This is my new computer but I still don't have my music because my hubby can't figure out how to transfer it from my iPod onto the computer and says maybe in another week.....this is getting ridiculous! It's already been a week. I suggested maybe having the 18 YR old take a look at it as he might be able to figure it out but that upsets my hubby that he might know how to do something that HE can't do. I also don't like the way it screen-shots and saves my images either as with the old one I could name them and it was alphabetical but this I can't and they just pile up( they're not even numbered,either!) so I can't just quickly search for a certain one I want and will have to eventually sort thru hundreds, then thousands of images to find the particular one I want when I want to re-use it, such as a joke about Trump. for example.
F*ck.
Not only that but I just got rid of that annoying keyboard and just got my old one back I'm familiar with and doesn't have all those stupid extra keys and misplaced keys I'm not used to like the new one did and tripped me up, confused and frustrated me and slowed me down. I also have my old mouse back(I guess it goes with the keyboard?) and the hamster( wireless mouse with no tail) is gone. I DO like the new monitor though as it's much bigger and makes it easier for me to see stuff.

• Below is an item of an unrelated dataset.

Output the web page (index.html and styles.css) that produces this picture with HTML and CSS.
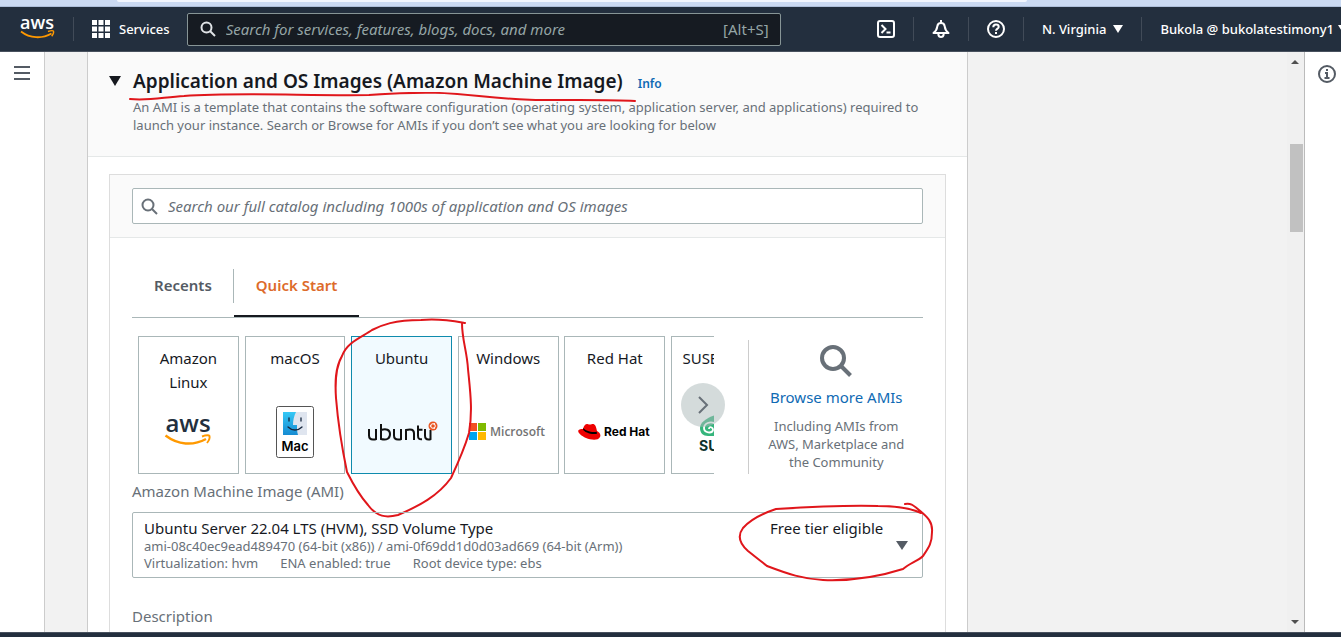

The whole thing is smaller generally though and the CPU is built right into the monitor too and not this huge box-thing that sits on the floor like the old one so I have more room at the desk and it's not as cluttered.
I HATE change though and having to adapt to and learn new things and my hubby makes fun of me for it ( and for NOT being tech-saavy )which is "rich" considering if his routine or schedule is disrupted HE has a shit-fit. and he's autistic,too!!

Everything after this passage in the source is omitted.